Can you output the material exactly as written, minus any pictures it holds?

= = =

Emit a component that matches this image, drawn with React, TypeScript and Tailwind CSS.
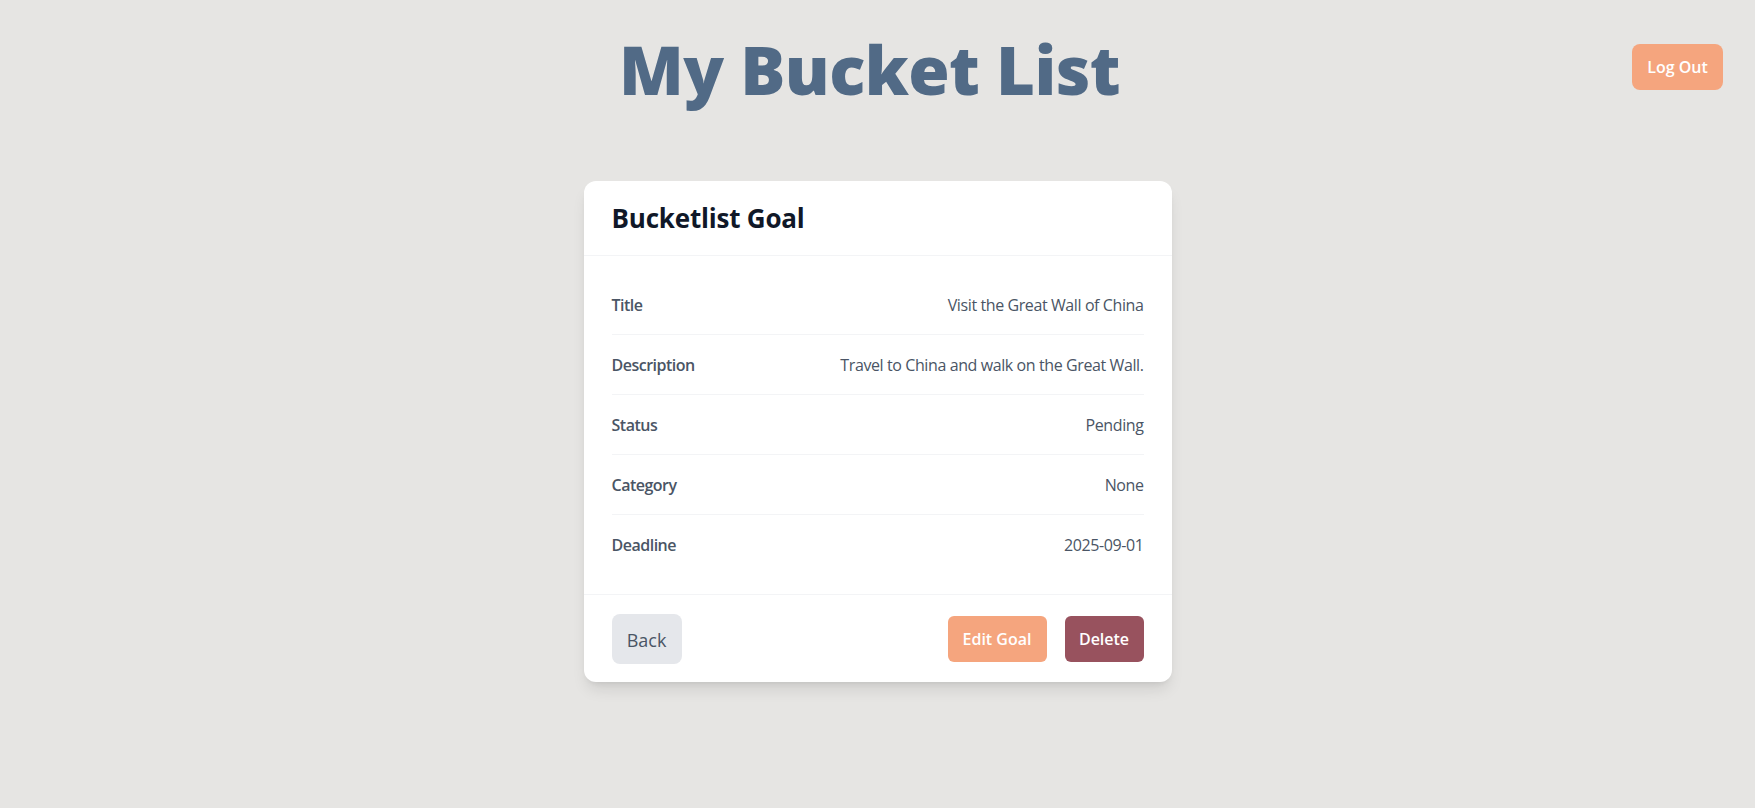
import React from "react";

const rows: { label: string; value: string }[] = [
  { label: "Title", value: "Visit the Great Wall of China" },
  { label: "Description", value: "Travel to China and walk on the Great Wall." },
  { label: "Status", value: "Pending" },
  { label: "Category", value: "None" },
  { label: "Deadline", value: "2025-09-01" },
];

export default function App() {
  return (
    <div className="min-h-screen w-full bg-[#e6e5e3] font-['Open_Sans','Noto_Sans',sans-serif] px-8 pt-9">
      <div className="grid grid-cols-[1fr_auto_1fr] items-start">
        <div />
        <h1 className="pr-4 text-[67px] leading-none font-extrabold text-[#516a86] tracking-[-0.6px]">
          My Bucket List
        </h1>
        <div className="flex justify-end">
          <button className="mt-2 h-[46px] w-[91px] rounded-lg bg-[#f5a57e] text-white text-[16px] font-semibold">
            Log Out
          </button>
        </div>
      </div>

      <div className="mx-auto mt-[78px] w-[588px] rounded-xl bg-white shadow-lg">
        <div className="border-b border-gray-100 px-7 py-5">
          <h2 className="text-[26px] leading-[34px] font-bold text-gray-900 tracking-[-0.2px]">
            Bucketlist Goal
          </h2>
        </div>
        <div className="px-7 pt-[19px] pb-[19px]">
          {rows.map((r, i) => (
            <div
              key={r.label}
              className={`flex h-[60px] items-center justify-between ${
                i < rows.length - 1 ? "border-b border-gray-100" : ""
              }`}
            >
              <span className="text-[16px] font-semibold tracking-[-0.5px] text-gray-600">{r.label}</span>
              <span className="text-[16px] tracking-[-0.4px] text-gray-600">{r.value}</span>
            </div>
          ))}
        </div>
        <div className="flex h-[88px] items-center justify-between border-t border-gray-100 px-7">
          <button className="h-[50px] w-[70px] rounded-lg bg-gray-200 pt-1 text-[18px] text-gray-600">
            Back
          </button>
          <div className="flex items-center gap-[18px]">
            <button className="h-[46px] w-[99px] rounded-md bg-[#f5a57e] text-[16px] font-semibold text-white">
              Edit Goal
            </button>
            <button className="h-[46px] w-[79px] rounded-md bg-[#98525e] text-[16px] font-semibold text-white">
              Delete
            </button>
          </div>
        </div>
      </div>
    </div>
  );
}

= = =

RESPONSE TO THE TASK>
Emit a component that matches this image, drawn with React, TypeScript and Tailwind CSS.
import React from "react";

const rows: { label: string; value: string }[] = [
  { label: "Title", value: "Visit the Great Wall of China" },
  { label: "Description", value: "Travel to China and walk on the Great Wall." },
  { label: "Status", value: "Pending" },
  { label: "Category", value: "None" },
  { label: "Deadline", value: "2025-09-01" },
];

export default function App() {
  return (
    <div className="min-h-screen w-full bg-[#e6e5e3] font-['Open_Sans','Noto_Sans',sans-serif] px-8 pt-9">
      <div className="grid grid-cols-[1fr_auto_1fr] items-start">
        <div />
        <h1 className="pr-4 text-[67px] leading-none font-extrabold text-[#516a86] tracking-[-0.6px]">
          My Bucket List
        </h1>
        <div className="flex justify-end">
          <button className="mt-2 h-[46px] w-[91px] rounded-lg bg-[#f5a57e] text-white text-[16px] font-semibold">
            Log Out
          </button>
        </div>
      </div>

      <div className="mx-auto mt-[78px] w-[588px] rounded-xl bg-white shadow-lg">
        <div className="border-b border-gray-100 px-7 py-5">
          <h2 className="text-[26px] leading-[34px] font-bold text-gray-900 tracking-[-0.2px]">
            Bucketlist Goal
          </h2>
        </div>
        <div className="px-7 pt-[19px] pb-[19px]">
          {rows.map((r, i) => (
            <div
              key={r.label}
              className={`flex h-[60px] items-center justify-between ${
                i < rows.length - 1 ? "border-b border-gray-100" : ""
              }`}
            >
              <span className="text-[16px] font-semibold tracking-[-0.5px] text-gray-600">{r.label}</span>
              <span className="text-[16px] tracking-[-0.4px] text-gray-600">{r.value}</span>
            </div>
          ))}
        </div>
        <div className="flex h-[88px] items-center justify-between border-t border-gray-100 px-7">
          <button className="h-[50px] w-[70px] rounded-lg bg-gray-200 pt-1 text-[18px] text-gray-600">
            Back
          </button>
          <div className="flex items-center gap-[18px]">
            <button className="h-[46px] w-[99px] rounded-md bg-[#f5a57e] text-[16px] font-semibold text-white">
              Edit Goal
            </button>
            <button className="h-[46px] w-[79px] rounded-md bg-[#98525e] text-[16px] font-semibold text-white">
              Delete
            </button>
          </div>
        </div>
      </div>
    </div>
  );
}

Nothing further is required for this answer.